> _Task to complete_
Each line containing the word "React" needs to be copied.

> _Source material_
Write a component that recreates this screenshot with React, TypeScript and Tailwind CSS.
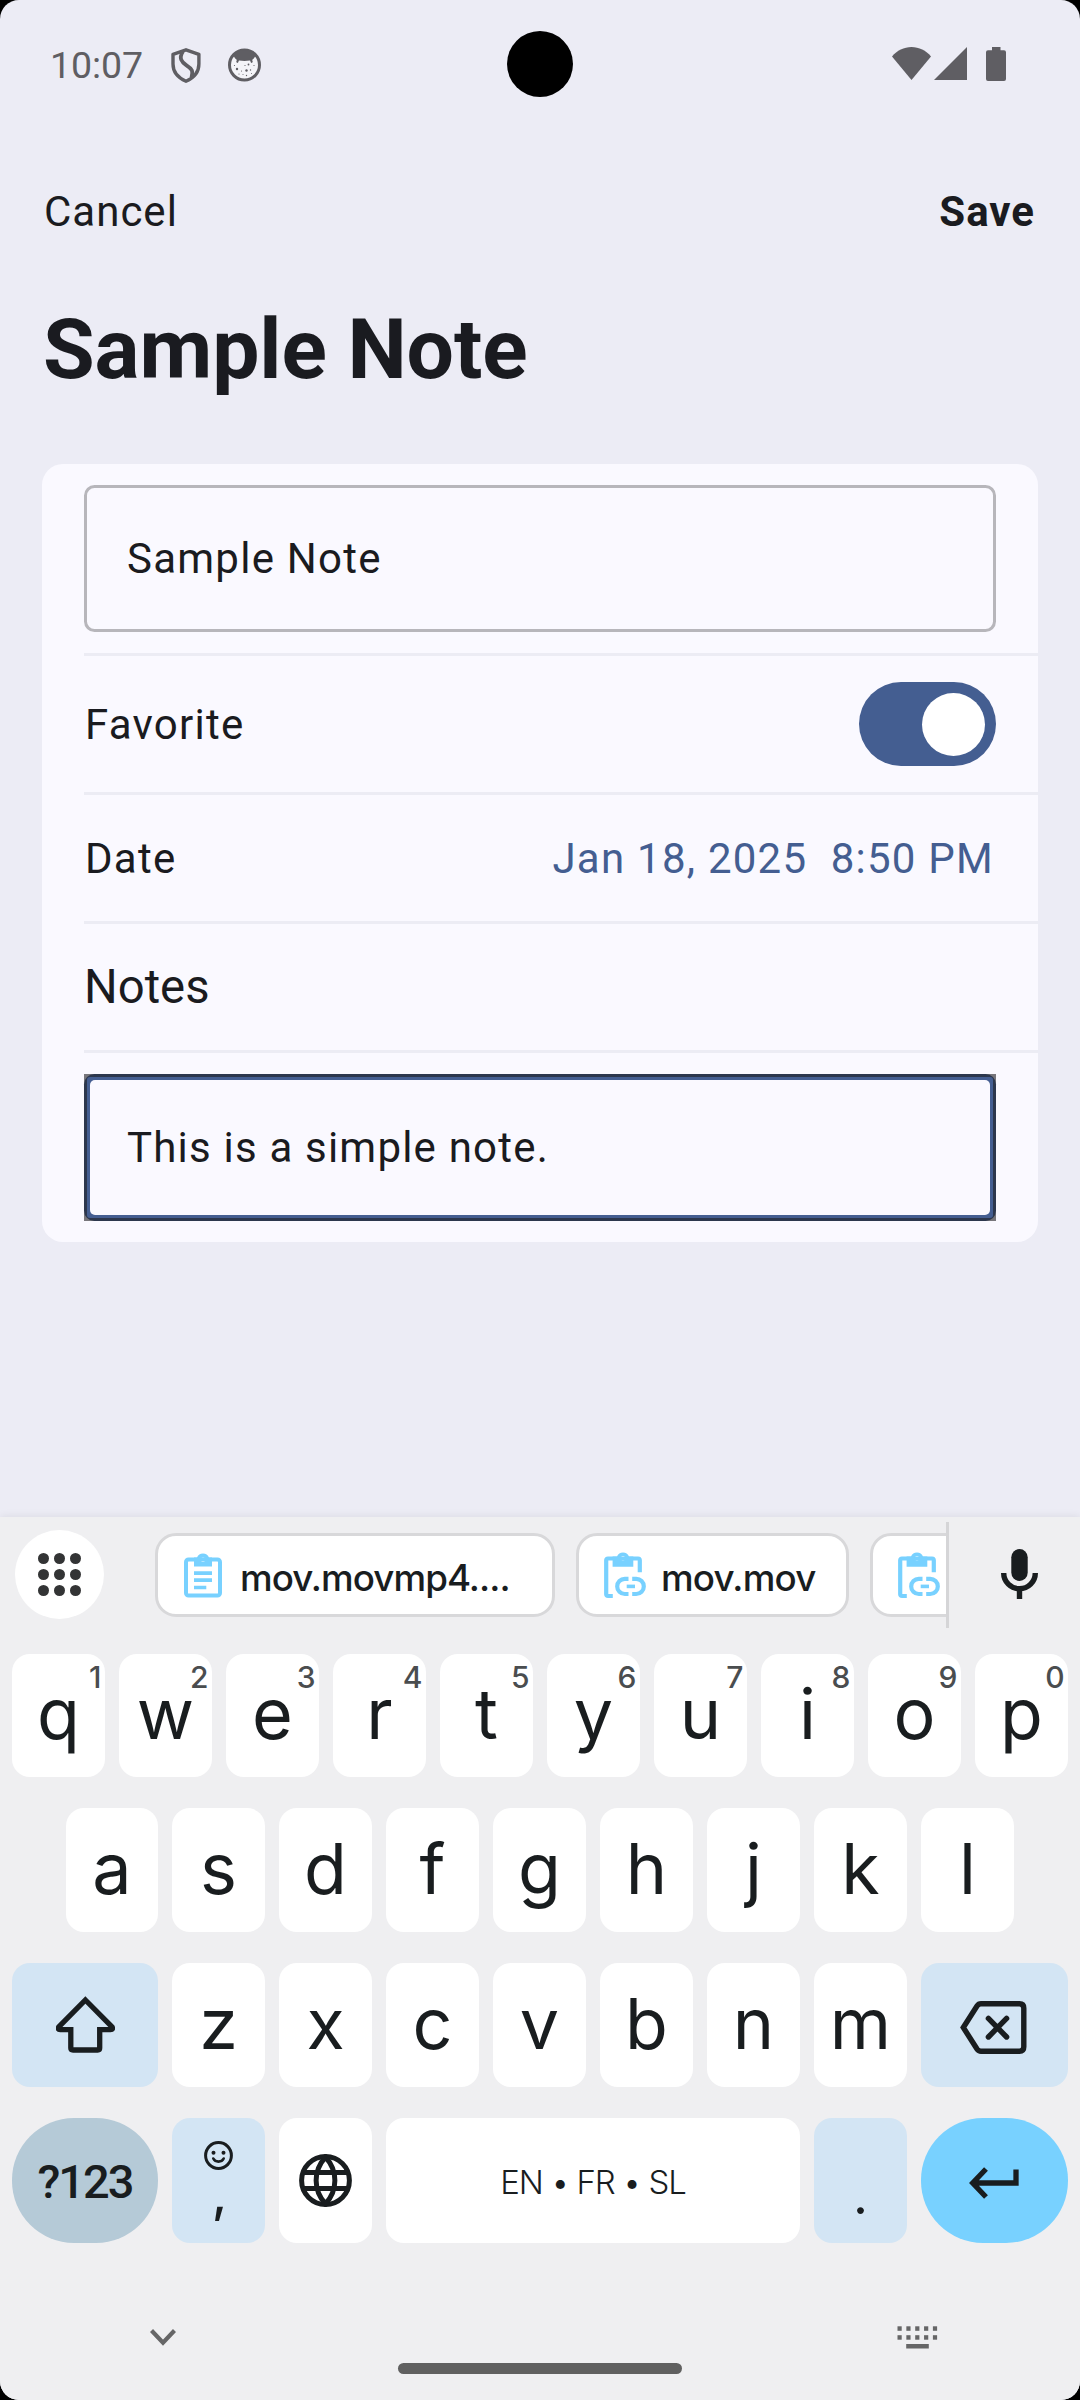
import React from "react";

const ink = "#191d1f";
const sky = "#78d1ff";

function StatusBar() {
  return (
    <div className="relative flex h-[130px] shrink-0 items-center justify-between pr-[74px] pl-[50px] text-[#5f5e63]">
      <div className="flex items-center">
        <span className="w-[121px] text-[37.5px] leading-[44px] tracking-[-0.1px]">10:07</span>
        <svg width="30" height="35" viewBox="0 0 30 35" fill="none" stroke="currentColor" strokeWidth="3.4" strokeLinejoin="round">
          <path d="M15 1.8 L27.9 6.3 V16 C27.9 24 22.5 30 15 33.2 C7.5 30 2 24 2 16 V6.3 Z" />
          <path d="M12 3.5 C7.5 10 10.5 14 15.5 17.3 C21 20.8 22.5 23 20.5 29.5" strokeWidth="3.8" />
        </svg>
        <svg className="ml-[26.5px]" width="33" height="34" viewBox="0 0 33 34">
          <circle cx="16.5" cy="17" r="15" fill="#f4f4f8" stroke="currentColor" strokeWidth="3" />
          <path d="M5.5 7 C10 0.5 23 0.5 27.5 7 C27 10 24.5 11.5 24 12 C25 13 25 14.5 23.5 15 C22.5 14.5 22.5 13 22 12.5 C18 13 15 13 11 12.5 C10.5 13 10.5 14.5 9.5 15 C8 14.5 8 13 9 12 C8.5 11.5 6 10 5.5 7 Z" fill="currentColor" />
          <g fill="currentColor">
            <circle cx="9" cy="21" r="1.2" /><circle cx="18.5" cy="22.5" r="1.2" /><circle cx="20.5" cy="16.5" r="0.9" />
            <circle cx="13.5" cy="23" r="0.6" /><circle cx="22.5" cy="22" r="0.7" /><circle cx="17" cy="17.5" r="0.6" />
            <circle cx="6.5" cy="17.5" r="0.6" /><circle cx="11" cy="26" r="0.6" /><circle cx="18.5" cy="27.5" r="0.7" />
            <circle cx="26" cy="17.5" r="0.6" /><circle cx="15" cy="26.5" r="0.5" /><circle cx="23.5" cy="25.5" r="0.5" />
          </g>
        </svg>
      </div>
      <div className="absolute top-[31px] left-[507px] size-[66px] rounded-full bg-black" />
      <div className="flex items-start pb-[2px]">
        <svg width="39" height="33" viewBox="0 0 39 33" fill="currentColor">
          <path d="M19.5 33 L0 9.5 C5 3.5 12 0 19.5 0 C27 0 34 3.5 39 9.5 Z" />
        </svg>
        <svg className="ml-[3px]" width="33" height="33" viewBox="0 0 33 33" fill="currentColor">
          <path d="M33 0 V33 H0 Z" />
        </svg>
        <svg className="ml-[19px]" width="20" height="34" viewBox="0 0 20 34" fill="currentColor">
          <path d="M6 0 H14.5 V3.3 H18 Q20 3.3 20 5.3 V32 Q20 34 18 34 H2 Q0 34 0 32 V5.3 Q0 3.3 2 3.3 H6 Z" />
        </svg>
      </div>
    </div>
  );
}

function NoteForm() {
  return (
    <div className="mx-[42px] h-[778px] shrink-0 rounded-[21px] bg-[#faf9ff] pl-[42px] text-[42px] tracking-[1.25px] text-[#1a1b20]">
      <div className="h-[192px] border-b-[3px] border-[#ececf4] pt-[21px] pr-[42px]">
        <div className="flex h-[147px] items-center rounded-[10.5px] border-[3px] border-[#b7b6bb] pl-[40px]">Sample Note</div>
      </div>
      <div className="flex h-[139px] items-center justify-between border-b-[3px] border-[#ececf4] pr-[42px]">
        <span className="pl-px">Favorite</span>
        <span className="flex h-[84px] w-[137px] items-center justify-end rounded-full bg-[#445e91] pr-[11px]">
          <span className="size-[63px] rounded-full bg-white" />
        </span>
      </div>
      <div className="flex h-[129px] items-center justify-between border-b-[3px] border-[#ececf4] pr-[44px]">
        <span className="pl-px">Date</span>
        <span className="whitespace-pre text-[#445e91]">Jan 18, 2025  8:50 PM</span>
      </div>
      <div className="flex h-[129px] items-center border-b-[3px] border-[#ececf4] text-[47.25px] tracking-[0px]">Notes</div>
      <div className="pt-[21px] pr-[42px]">
        <div className="h-[147px] bg-[#77767b]">
          <div className="h-[147px] rounded-[10.5px] bg-[#2c374d] p-[3px]">
            <div className="h-[141px] rounded-[3px] bg-[#445e91] p-[3px]">
              <div className="flex h-[135px] items-center rounded-[5px] bg-[#faf9ff] pl-[37px] tracking-[1.2px]">This is a simple note.</div>
            </div>
          </div>
        </div>
      </div>
    </div>
  );
}

function ClipboardText() {
  return (
    <svg className="shrink-0" width="38" height="45" viewBox="0 0 38 45">
      <rect x="2" y="6.5" width="34" height="36" rx="2.5" fill="none" stroke={sky} strokeWidth="4" />
      <path fill={sky} fillRule="evenodd" d="M10 4.5 H13 A6.5 6.5 0 0 1 25 4.5 H28 V13.5 H10 Z M19 4.5 a2.3 2.3 0 1 0 0.01 0 Z" />
      <path d="M10 20.2 H28 M10 27.2 H28 M10 34.5 H22.3" stroke={sky} strokeWidth="3.7" />
    </svg>
  );
}

function ClipboardLink() {
  return (
    <svg className="shrink-0" width="42" height="47" viewBox="0 0 42 47" fill="none" stroke={sky} strokeWidth="4.2">
      <path d="M8.8 44 H4 Q2.2 44 2.2 42.2 V8.3 Q2.2 6.5 4 6.5 H34 Q35.8 6.5 35.8 8.3 V20.3" />
      <path stroke="none" fill={sky} fillRule="evenodd" d="M8.6 4.5 H13 A6.5 6.5 0 0 1 25 4.5 H29.3 V14.7 H8.6 Z M19 4 a2.3 2.3 0 1 0 0.01 0 Z" />
      <path d="M24.5 26.8 H20.8 A7.6 7.6 0 0 0 20.8 42 H24.5 M28.2 26.8 H32.2 A7.6 7.6 0 0 1 32.2 42 H28.2" />
      <path d="M22.7 34.4 H31" strokeWidth="3.6" />
    </svg>
  );
}

function SuggestionBar() {
  return (
    <div className="flex h-[137px] shrink-0">
      <div className="mt-[13px] ml-[15px] flex size-[89px] items-center justify-center rounded-full bg-white">
        <div className="grid grid-cols-3 gap-[5px]">
          {Array.from({ length: 9 }, (_, i) => (
            <span key={i} className="size-[10.8px] rounded-full bg-[#333435]" />
          ))}
        </div>
      </div>
      <div className="ml-[51px] flex w-[791px] gap-[21px] overflow-hidden pt-[16px] text-[36.75px] font-medium text-[#191d1f]">
        <div className="flex h-[84px] w-[400px] shrink-0 items-center rounded-[21px] border-[3px] border-[#d8d8da] bg-white pl-[26px]">
          <ClipboardText />
          <span className="ml-[18px] pt-[5px] tracking-[-0.95px]">mov.movmp4....</span>
        </div>
        <div className="flex h-[84px] w-[273px] shrink-0 items-center rounded-[21px] border-[3px] border-[#d8d8da] bg-white pl-[25px]">
          <ClipboardLink />
          <span className="ml-[15px] pt-[5px] tracking-[-0.8px]">mov.mov</span>
        </div>
        <div className="flex h-[84px] w-[273px] shrink-0 items-center rounded-[21px] border-[3px] border-[#d8d8da] bg-white pl-[25px]">
          <ClipboardLink />
        </div>
      </div>
      <div className="mt-[5px] h-[106px] w-[3px] bg-[#d5d5d7]" />
      <svg className="mt-[32px] ml-[52px]" width="38" height="50" viewBox="0 0 38 50" fill="none" stroke={ink}>
        <rect x="10.3" y="0" width="16.4" height="32" rx="8.2" fill={ink} stroke="none" />
        <path d="M2.7 24 A15.8 15.8 0 0 0 34.3 24 M18.5 39 V50" strokeWidth="5.4" />
      </svg>
    </div>
  );
}

function Key({ label, hint, size = "w-[93px]" }: { label: string; hint?: string; size?: string }) {
  return (
    <div className={`${size} relative flex shrink-0 items-center justify-center rounded-[18px] bg-white pb-[3px] text-[70px] leading-[80px] font-[380] text-[#191d1f]`}>
      {label}
      {hint && <span className="absolute top-[5px] right-[4px] text-[30px] leading-[36px] font-medium tracking-[-0.5px] text-[#4a4d4f]">{hint}</span>}
    </div>
  );
}

function Keyboard() {
  return (
    <div className="flex h-[883px] shrink-0 flex-col bg-[#efeff1] font-['Inter',sans-serif] shadow-[0_-1px_8px_rgba(0,0,0,0.07)]">
      <SuggestionBar />
      <div className="flex h-[123px] gap-[14px] pl-[12px]">
        {"qwertyuiop".split("").map((c, i) => (
          <Key key={c} label={c} hint={String((i + 1) % 10)} />
        ))}
      </div>
      <div className="mt-[31px] flex h-[124px] gap-[14px] pl-[66px]">
        {"asdfghjkl".split("").map((c, i) => (
          <Key key={c} label={c} size={i === 0 ? "w-[92px]" : "w-[93px]"} />
        ))}
      </div>
      <div className="mt-[31px] flex h-[124px] gap-[14px] pl-[12px]">
        <div className="flex w-[146px] items-start justify-center rounded-[18px] bg-[#d3e5f4] pt-[33px]">
          <svg width="59" height="57" viewBox="0 0 59 57" fill="none" stroke={ink} strokeWidth="5.3">
            <path d="M29.4 4 L56 30.8 Q57.5 33.7 54.5 33.7 H43.7 V52 Q43.7 54 41.7 54 H17 Q14.8 54 14.8 52 V33.7 H4.2 Q1.2 33.7 2.8 30.8 Z" />
          </svg>
        </div>
        {"zxcvbnm".split("").map((c) => (
          <Key key={c} label={c} />
        ))}
        <div className="flex w-[147px] items-start rounded-[18px] bg-[#d3e5f4] pt-[38px] pl-[39px]">
          <svg width="67" height="53" viewBox="0 0 67 53" fill="none" stroke={ink} strokeWidth="5.4">
            <path d="M3.3 26.5 L17 5 Q18.5 2.8 21 2.8 H59.5 Q63.8 2.8 63.8 7.2 V45.8 Q63.8 50.2 59.5 50.2 H21 Q18.5 50.2 17 48 Z" />
            <path d="M28.4 17.4 L46.6 36 M46.6 17.4 L28.4 36" strokeLinecap="round" />
          </svg>
        </div>
      </div>
      <div className="mt-[31px] flex h-[125px] gap-[14px] pl-[12px] text-[#191d1f]">
        <div className="flex w-[146px] items-center justify-center rounded-[62px] bg-[#b5cad7] pt-[4px] font-['Roboto'] text-[47px] font-medium tracking-[-2px]">?123</div>
        <div className="flex w-[93px] flex-col items-center rounded-[18px] bg-[#d3e5f4] pt-[23px]">
          <svg width="29" height="29" viewBox="0 0 29 29" fill="none" stroke={ink} strokeWidth="3">
            <circle cx="14.5" cy="14.5" r="12.9" />
            <circle cx="9.5" cy="11.7" r="2" fill={ink} stroke="none" />
            <circle cx="19.5" cy="11.7" r="2" fill={ink} stroke="none" />
            <path d="M9.3 17.5 Q10.8 20.6 14.5 20.6 Q18.2 20.6 19.7 17.5" strokeLinecap="round" strokeWidth="2.6" />
          </svg>
          <span className="pl-[2px] text-[50px] leading-[48px] font-medium">,</span>
        </div>
        <div className="flex w-[93px] items-start justify-center rounded-[18px] bg-white pt-[36px]">
          <svg width="53" height="53" viewBox="0 0 53 53" fill="none" stroke={ink} strokeWidth="5">
            <circle cx="26.5" cy="26.5" r="23.9" />
            <path d="M26.5 3 C14 17 14 36 26.5 50 C39 36 39 17 26.5 3 Z M4 18.5 H49 M4 34.5 H49" />
          </svg>
        </div>
        <div className="flex w-[414px] items-center justify-center rounded-[18px] bg-white pt-[4px] text-[33px] font-[350] tracking-[-1.1px]">EN • FR • SL</div>
        <div className="flex w-[93px] items-end justify-center rounded-[18px] bg-[#d3e5f4] pb-[17px] text-[52px] leading-[60px]">.</div>
        <div className="flex w-[147px] items-start rounded-[62px] bg-[#78d1ff] pt-[49px] pl-[48px]">
          <svg width="50" height="32" viewBox="0 0 50 32" fill="none" stroke={ink} strokeWidth="5.3">
            <path d="M17 2 L3.7 16 L17 30 M3.7 16 H47 V2.5" />
          </svg>
        </div>
      </div>
      <div className="flex items-start justify-between pt-[83px] pr-[142px] pl-[150px]">
        <svg className="mt-[3px]" width="26" height="17" viewBox="0 0 26 17" fill="none" stroke="#666667" strokeWidth="4.2">
          <path d="M1.5 1.5 L13 13.7 L24.5 1.5" />
        </svg>
        <svg width="41" height="23" viewBox="0 0 41 23" fill="#666667">
          {[0, 1, 2, 3, 4].map((i) => (
            <React.Fragment key={i}>
              <rect x={0.5 + 8.85 * i} y="0.3" width="4.2" height="4.5" />
              <rect x={0.5 + 8.85 * i} y="9.2" width="4.2" height="4.5" />
            </React.Fragment>
          ))}
          <rect x="9.2" y="18" width="22.6" height="4.5" />
        </svg>
      </div>
      <div className="mx-auto mt-[14px] h-[11px] w-[284px] rounded-full bg-[#606060]" />
    </div>
  );
}

export default function App() {
  return (
    <div className="h-[2400px] w-[1080px] bg-black font-['Roboto',sans-serif]">
      <div className="flex h-[2400px] flex-col overflow-hidden rounded-[19px] bg-[#ececf5]">
        <StatusBar />
        <div className="flex h-[164px] shrink-0 items-center justify-between pr-[45px] pb-[2px] pl-[44px] text-[42px] tracking-[1px] text-[#1a1b20]">
          <span>Cancel</span>
          <span className="font-bold">Save</span>
        </div>
        <div className="mb-[62px] flex h-[108px] shrink-0 items-center pt-[3px] pl-[43px] text-[84px] font-bold tracking-[-0.1px] text-[#1a1b20]">Sample Note</div>
        <NoteForm />
        <div className="flex-1" />
        <Keyboard />
      </div>
    </div>
  );
}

> _Completed task_
Write a component that recreates this screenshot with React, TypeScript and Tailwind CSS.
import React from "react";
            <React.Fragment key={i}>
            </React.Fragment>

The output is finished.